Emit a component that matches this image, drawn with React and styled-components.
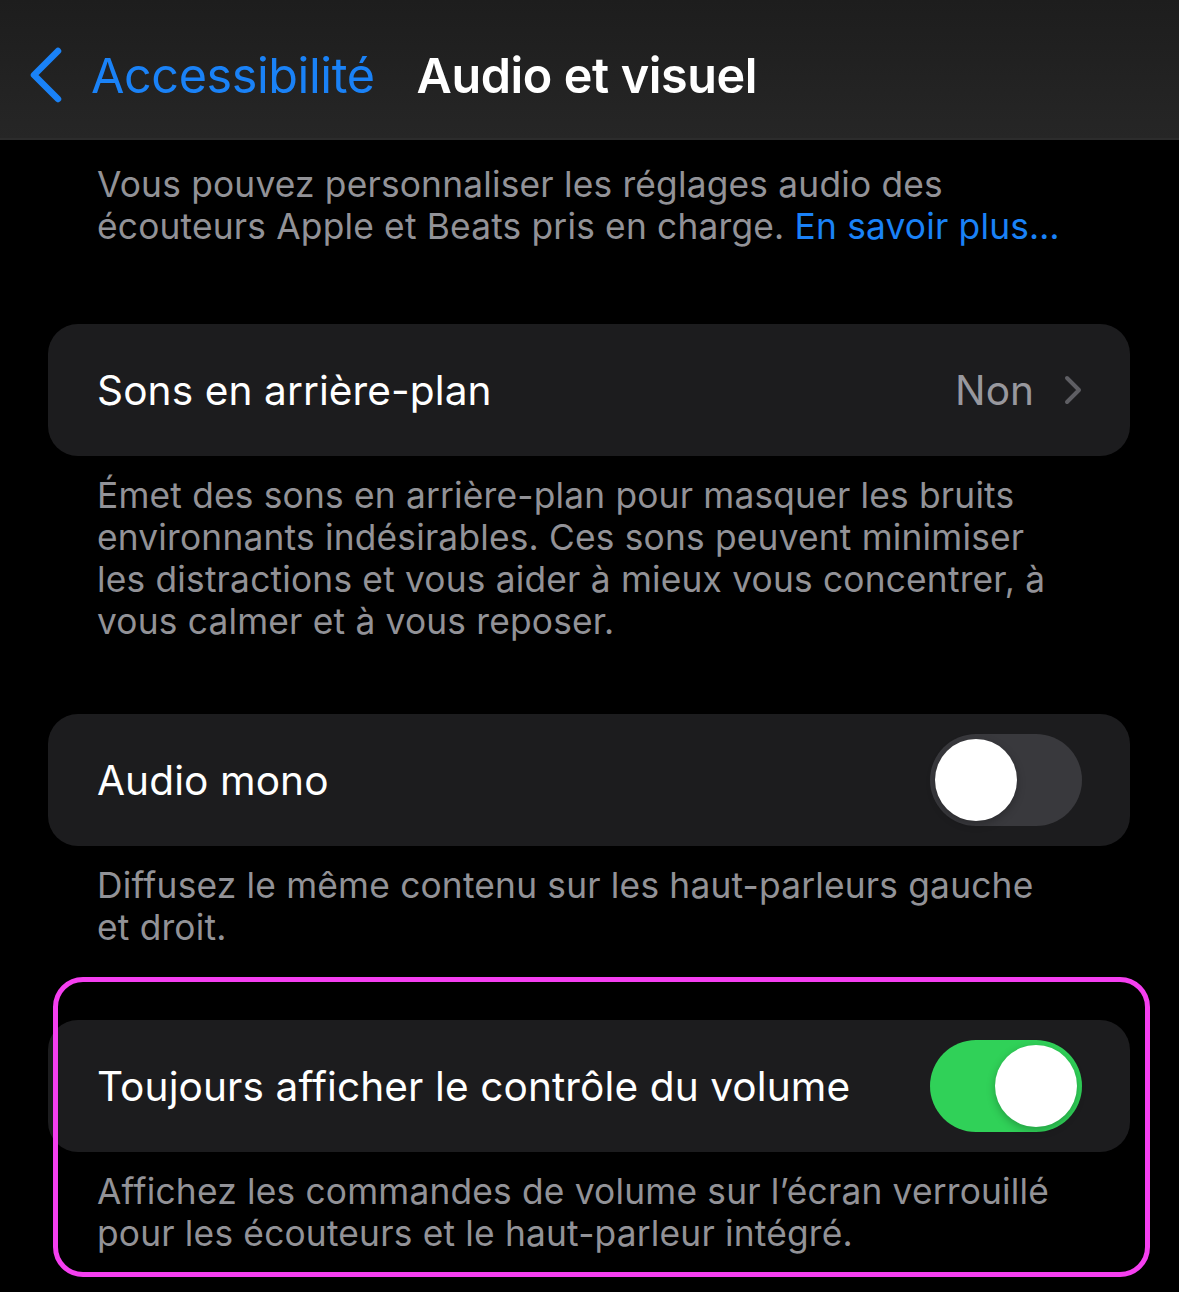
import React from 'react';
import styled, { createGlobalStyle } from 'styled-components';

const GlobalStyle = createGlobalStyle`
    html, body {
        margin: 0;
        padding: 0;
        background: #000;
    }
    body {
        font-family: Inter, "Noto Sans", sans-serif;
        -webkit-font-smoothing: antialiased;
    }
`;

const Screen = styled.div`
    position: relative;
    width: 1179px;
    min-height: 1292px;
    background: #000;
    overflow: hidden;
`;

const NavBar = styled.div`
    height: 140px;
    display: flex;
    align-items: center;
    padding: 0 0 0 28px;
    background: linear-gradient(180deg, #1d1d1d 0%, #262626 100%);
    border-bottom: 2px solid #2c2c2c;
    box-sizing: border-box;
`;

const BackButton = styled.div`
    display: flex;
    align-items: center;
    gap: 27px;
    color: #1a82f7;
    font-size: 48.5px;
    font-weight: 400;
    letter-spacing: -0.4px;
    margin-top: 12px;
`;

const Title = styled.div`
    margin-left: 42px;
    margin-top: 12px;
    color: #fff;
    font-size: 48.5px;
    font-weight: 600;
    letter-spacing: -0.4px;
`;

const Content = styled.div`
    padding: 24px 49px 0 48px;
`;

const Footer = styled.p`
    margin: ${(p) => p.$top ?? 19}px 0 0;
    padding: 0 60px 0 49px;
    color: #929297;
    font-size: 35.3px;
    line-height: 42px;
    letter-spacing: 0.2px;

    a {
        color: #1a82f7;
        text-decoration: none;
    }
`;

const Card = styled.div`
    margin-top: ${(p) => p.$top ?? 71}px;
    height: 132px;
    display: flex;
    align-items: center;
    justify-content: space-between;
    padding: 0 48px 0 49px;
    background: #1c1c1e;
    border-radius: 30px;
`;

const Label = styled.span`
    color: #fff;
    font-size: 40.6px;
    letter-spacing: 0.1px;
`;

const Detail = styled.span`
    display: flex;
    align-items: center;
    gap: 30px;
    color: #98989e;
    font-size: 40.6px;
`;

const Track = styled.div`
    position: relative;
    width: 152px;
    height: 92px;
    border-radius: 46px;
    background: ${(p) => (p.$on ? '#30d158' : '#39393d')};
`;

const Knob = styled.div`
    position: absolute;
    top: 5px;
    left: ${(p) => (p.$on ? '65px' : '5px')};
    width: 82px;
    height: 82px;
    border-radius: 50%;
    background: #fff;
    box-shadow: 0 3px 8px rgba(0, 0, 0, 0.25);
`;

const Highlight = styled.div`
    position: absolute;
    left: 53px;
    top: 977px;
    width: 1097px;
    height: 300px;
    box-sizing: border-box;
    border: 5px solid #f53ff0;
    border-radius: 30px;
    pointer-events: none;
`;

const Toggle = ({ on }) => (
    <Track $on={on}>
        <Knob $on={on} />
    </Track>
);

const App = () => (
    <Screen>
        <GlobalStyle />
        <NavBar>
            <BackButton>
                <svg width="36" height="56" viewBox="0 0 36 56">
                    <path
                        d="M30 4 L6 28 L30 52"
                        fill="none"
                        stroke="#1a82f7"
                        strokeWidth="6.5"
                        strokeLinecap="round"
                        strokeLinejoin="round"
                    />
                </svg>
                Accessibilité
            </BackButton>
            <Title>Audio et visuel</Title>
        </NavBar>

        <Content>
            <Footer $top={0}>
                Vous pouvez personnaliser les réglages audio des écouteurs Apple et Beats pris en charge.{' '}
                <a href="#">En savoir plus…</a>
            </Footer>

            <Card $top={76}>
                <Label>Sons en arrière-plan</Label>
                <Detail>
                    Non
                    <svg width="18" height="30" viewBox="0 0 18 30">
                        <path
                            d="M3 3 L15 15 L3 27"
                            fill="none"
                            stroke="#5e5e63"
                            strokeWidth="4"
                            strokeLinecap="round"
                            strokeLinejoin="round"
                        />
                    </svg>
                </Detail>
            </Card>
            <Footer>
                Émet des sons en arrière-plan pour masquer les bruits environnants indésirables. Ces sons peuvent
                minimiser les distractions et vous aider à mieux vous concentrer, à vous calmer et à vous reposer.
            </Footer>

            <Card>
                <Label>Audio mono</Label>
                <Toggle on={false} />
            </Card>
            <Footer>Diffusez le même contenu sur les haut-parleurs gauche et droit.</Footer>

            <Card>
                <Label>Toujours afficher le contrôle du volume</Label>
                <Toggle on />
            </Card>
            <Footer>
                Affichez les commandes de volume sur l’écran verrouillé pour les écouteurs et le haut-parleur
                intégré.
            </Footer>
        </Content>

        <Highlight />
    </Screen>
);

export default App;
::::::
> **Problem**: Copy every line that contains the string "components".

> **Solution to this task**:
Emit a component that matches this image, drawn with React and styled-components.
import styled, { createGlobalStyle } from 'styled-components';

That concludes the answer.